Surveillance Protocol for June
1. Pasture flagging
Drag a 1 m² white flannel cloth across vegetation at field margins on three transects per paddock, twice weekly during June. Count ticks per drag at standardised intervals (typically every 10 m). Rising counts above the farm's historical baseline indicate elevated questing pressure and should trigger acaricide review.
2. Herd inspection
Conduct systematic skin checks during milking. Train staff to palpate the udder, inguinal folds, and ears. Document tick load per animal using a simple ordinal scale (none / few / moderate / heavy). Animals with consistently heavy loads warrant individual treatment.
3. Clinical and laboratory monitoring
Coordinate with the herd veterinarian on bulk-tank or individual serology when febrile cases, haemoglobinuria, or unexplained milk drop appear. Polish regional veterinary inspectorates (WIW) maintain reference diagnostic capacity for babesiosis and anaplasmosis.
Prevention: IPM-Based Strategies
Habitat modification
- Maintain a 3 m mown buffer between woodland edge and grazing pasture to reduce questing tick density.
- Manage scrub encroachment and bracken, both of which provide tick habitat.
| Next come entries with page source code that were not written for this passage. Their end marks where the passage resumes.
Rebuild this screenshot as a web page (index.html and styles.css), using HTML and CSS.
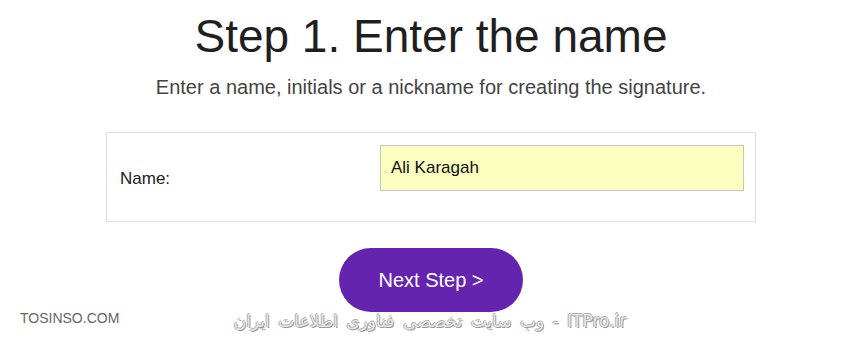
FILE: index.html
```html
<!DOCTYPE html>
<html lang="en">
<head>
    <meta charset="UTF-8">
    <meta name="viewport" content="width=device-width, initial-scale=1.0">
    <title>Step 1. Enter the name</title>
    <link rel="stylesheet" href="styles.css">
</head>
<body>
    <div class="step">
        <h1>Step 1. Enter the name</h1>
        <p class="hint">Enter a name, initials or a nickname for creating the signature.</p>
        <form class="name-form">
            <div class="field">
                <label for="sig-name">Name:</label>
                <input type="text" id="sig-name" name="sig-name" value="Ali Karagah">
            </div>
            <button type="button" class="next-btn">Next Step &gt;</button>
        </form>
    </div>
    <div class="mark-left">TOSINSO.COM</div>
    <div class="mark-center" dir="rtl"><span dir="ltr">ITPro.ir</span> - وب سایت تخصصی فناوری اطلاعات ایران</div>
</body>
</html>
```

FILE: styles.css
```css
body {
    font-family: "Liberation Sans", Arial, sans-serif;
    margin: 0;
    padding: 0 0 0 4px;
    background-color: #fff;
    color: #222;
}
.step {
    width: 650px;
    margin: 0 auto;
    text-align: center;
}
h1 {
    margin: 9px 0 0;
    font-size: 46px;
    font-weight: normal;
    color: #1f1f1f;
}
.hint {
    margin: 13px 0 0;
    font-size: 20px;
    color: #444;
}
.name-form {
    margin-top: 33px;
}
.field {
    display: grid;
    grid-template-columns: 260px 1fr;
    align-items: center;
    padding: 12px 11px 30px 13px;
    border: 1px solid #dedede;
    text-align: left;
}
.field label {
    font-size: 17px;
    color: #222;
    padding-top: 22px;
}
.field input {
    height: 46px;
    box-sizing: border-box;
    padding: 0 10px;
    font-family: inherit;
    font-size: 17px;
    color: #111;
    background-color: #fcfec0;
    border: 1px solid #c8c8b8;
}
.next-btn {
    margin-top: 26px;
    width: 184px;
    height: 64px;
    border: none;
    border-radius: 32px;
    background-color: #6424b0;
    color: #fff;
    font-family: inherit;
    font-size: 20px;
    cursor: pointer;
}
.mark-left {
    position: absolute;
    left: 20px;
    top: 310px;
    font-size: 14px;
    color: #666;
}
.mark-center {
    position: absolute;
    left: 130px;
    width: 600px;
    top: 311px;
    text-align: center;
    white-space: nowrap;
    font-family: "DejaVu Sans", sans-serif;
    font-size: 17px;
    word-spacing: 3px;
    color: #e6e6e6;
    text-shadow: 1px 1px 0 #999, -1px 0 0 #b0b0b0, 0 -1px 0 #b0b0b0;
}
```
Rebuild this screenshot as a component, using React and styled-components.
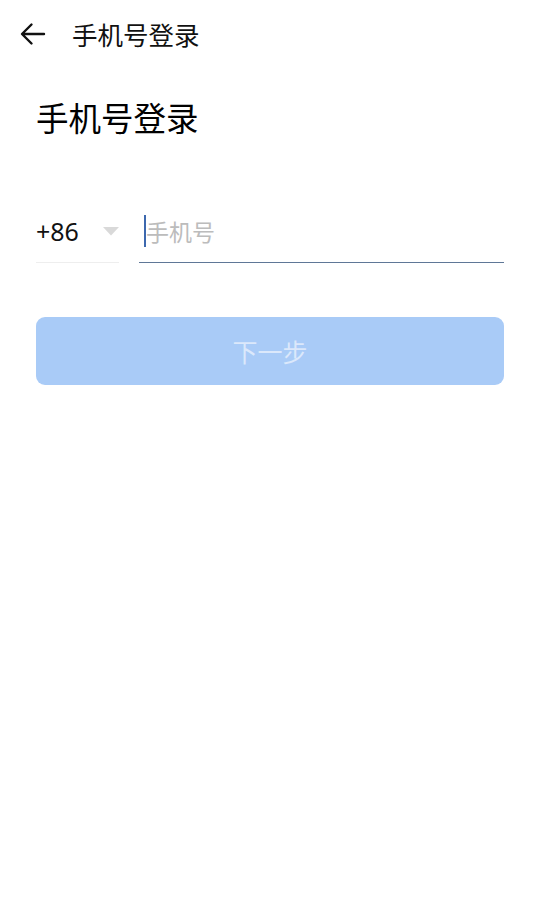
import React from "react";
import styled, { createGlobalStyle } from "styled-components";

const Global = createGlobalStyle`
  html, body { margin: 0; padding: 0; background: #fff; }
  body { font-family: "Noto Sans", "Noto Sans CJK SC", sans-serif; }
  * { box-sizing: border-box; }
`;

const Page = styled.div`
  width: 540px;
  min-height: 924px;
  background: #fff;
  display: flex;
  flex-direction: column;
`;

const TopBar = styled.header`
  height: 68px;
  display: flex;
  align-items: center;
  padding-left: 18px;
  gap: 26px;
`;

const BackButton = styled.button`
  border: none;
  background: none;
  padding: 0;
  width: 28px;
  height: 28px;
  display: flex;
  align-items: center;
  justify-content: center;
  cursor: pointer;
`;

const BarTitle = styled.h1`
  margin: 0;
  font-family: "Noto Sans CJK SC", sans-serif;
  font-weight: 400;
  font-size: 25.5px;
  color: #111;
  line-height: 1;
`;

const Content = styled.main`
  padding: 0 36px;
  display: flex;
  flex-direction: column;
`;

const Heading = styled.h2`
  margin: 27px 0 0;
  font-family: "Noto Sans CJK SC", sans-serif;
  font-weight: 400;
  font-size: 32.5px;
  line-height: 44px;
  color: #000;
`;

const FieldRow = styled.div`
  display: flex;
  gap: 20px;
  margin-top: 61px;
`;

const Field = styled.div`
  height: 63px;
  display: flex;
  align-items: center;
  border-bottom: 1px solid ${(p) => p.$line};
  ${(p) => (p.$grow ? "flex: 1;" : `width: ${p.$width}px;`)}
`;

const Code = styled.span`
  font-family: "Noto Sans", sans-serif;
  font-size: 25px;
  color: #111;
  flex: 1;
`;

const Caret = styled.span`
  width: 2px;
  height: 32px;
  background: #3d68ae;
  margin-left: 5px;
`;

const Placeholder = styled.span`
  font-family: "Noto Sans CJK SC", sans-serif;
  font-size: 23px;
  color: #bcbcbc;
`;

const NextButton = styled.button`
  margin-top: 54px;
  height: 68px;
  border: none;
  border-radius: 9px;
  background: #a9cbf7;
  color: #dbe8fb;
  font-family: "Noto Sans CJK SC", sans-serif;
  font-size: 25px;
  display: flex;
  align-items: center;
  justify-content: center;
`;

export default function App() {
  return (
    <Page>
      <Global />
      <TopBar>
        <BackButton aria-label="back">
          <svg width="28" height="28" viewBox="0 0 28 28" fill="none">
            <path d="M26 14H4.5M13.5 4.5L4 14l9.5 9.5" stroke="#111" strokeWidth="2.4" strokeLinecap="round" strokeLinejoin="round" />
          </svg>
        </BackButton>
        <BarTitle>手机号登录</BarTitle>
      </TopBar>
      <Content>
        <Heading>手机号登录</Heading>
        <FieldRow>
          <Field $width={83} $line="#eeeeee">
            <Code>+86</Code>
            <svg width="16" height="9" viewBox="0 0 16 9">
              <path d="M0 0h16L8 8.5z" fill="#d9d9d9" />
            </svg>
          </Field>
          <Field $grow $line="#5f7797">
            <Caret />
            <Placeholder>手机号</Placeholder>
          </Field>
        </FieldRow>
        <NextButton>下一步</NextButton>
      </Content>
    </Page>
  );
}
- Where compatible with biodiversity obligations, manage rodent harbourage near barns and feed stores.
Grazing management
- Rotate cattle away from heavily infested paddocks during peak questing weeks.
- Avoid turning out naïve heifers onto historically high-burden pastures in June.
- Consider mixed grazing with sheep only after veterinary assessment, as sheep are highly competent hosts.
Animal-level acaricides
Synthetic pyrethroid pour-ons (e.g., deltamethrin, cypermethrin) and macrocyclic lactones are commonly used on EU dairy operations. All acaricide use must comply with the EU veterinary medicinal products regulation, observe milk withdrawal periods, and be recorded in the farm's treatment register. Rotate active ingredients across seasons to mitigate resistance development.
Worker protection
Farm staff should wear long trousers tucked into boots, use EPA-registered or EU BPR-authorised repellents containing DEET or icaridin, and perform end-of-shift tick checks. TBE vaccination is recommended by Polish public health authorities (NIZP-PZH) for agricultural workers in endemic voivodeships.
Treatment of Infested or Diseased Animals
Manual tick removal should use fine-tipped tweezers or a tick hook applied close to the skin, with steady upward traction. Crushing the tick body risks pathogen regurgitation. For confirmed babesiosis, the herd veterinarian will typically administer imidocarb dipropionate under prescription, with strict milk and meat withdrawal observed. Anaplasmosis cases may require oxytetracycline therapy. No on-farm treatment of clinical tick-borne disease should be initiated without veterinary diagnosis.
When to Call a Professional
Engage a licensed veterinarian and, where appropriate, a certified pest management professional when:
- Pasture flagging counts rise sharply above the farm's seasonal baseline.
- Multiple animals show fever, haemoglobinuria, anorexia, or unexplained milk yield collapse.
- Abortions cluster within a calving group following tick exposure.
- A farm worker develops a febrile illness, expanding erythema migrans rash, or neurological symptoms after tick exposure — refer immediately to occupational medicine.
- Acaricide programmes appear to be failing, suggesting possible resistance.
Serious zoonotic risk and the regulatory complexity of veterinary medicines on dairy farms make professional involvement essential. PestLove provides general information and does not replace consultation with a licensed veterinarian, a registered pest control operator, or the Polish State Veterinary Inspection.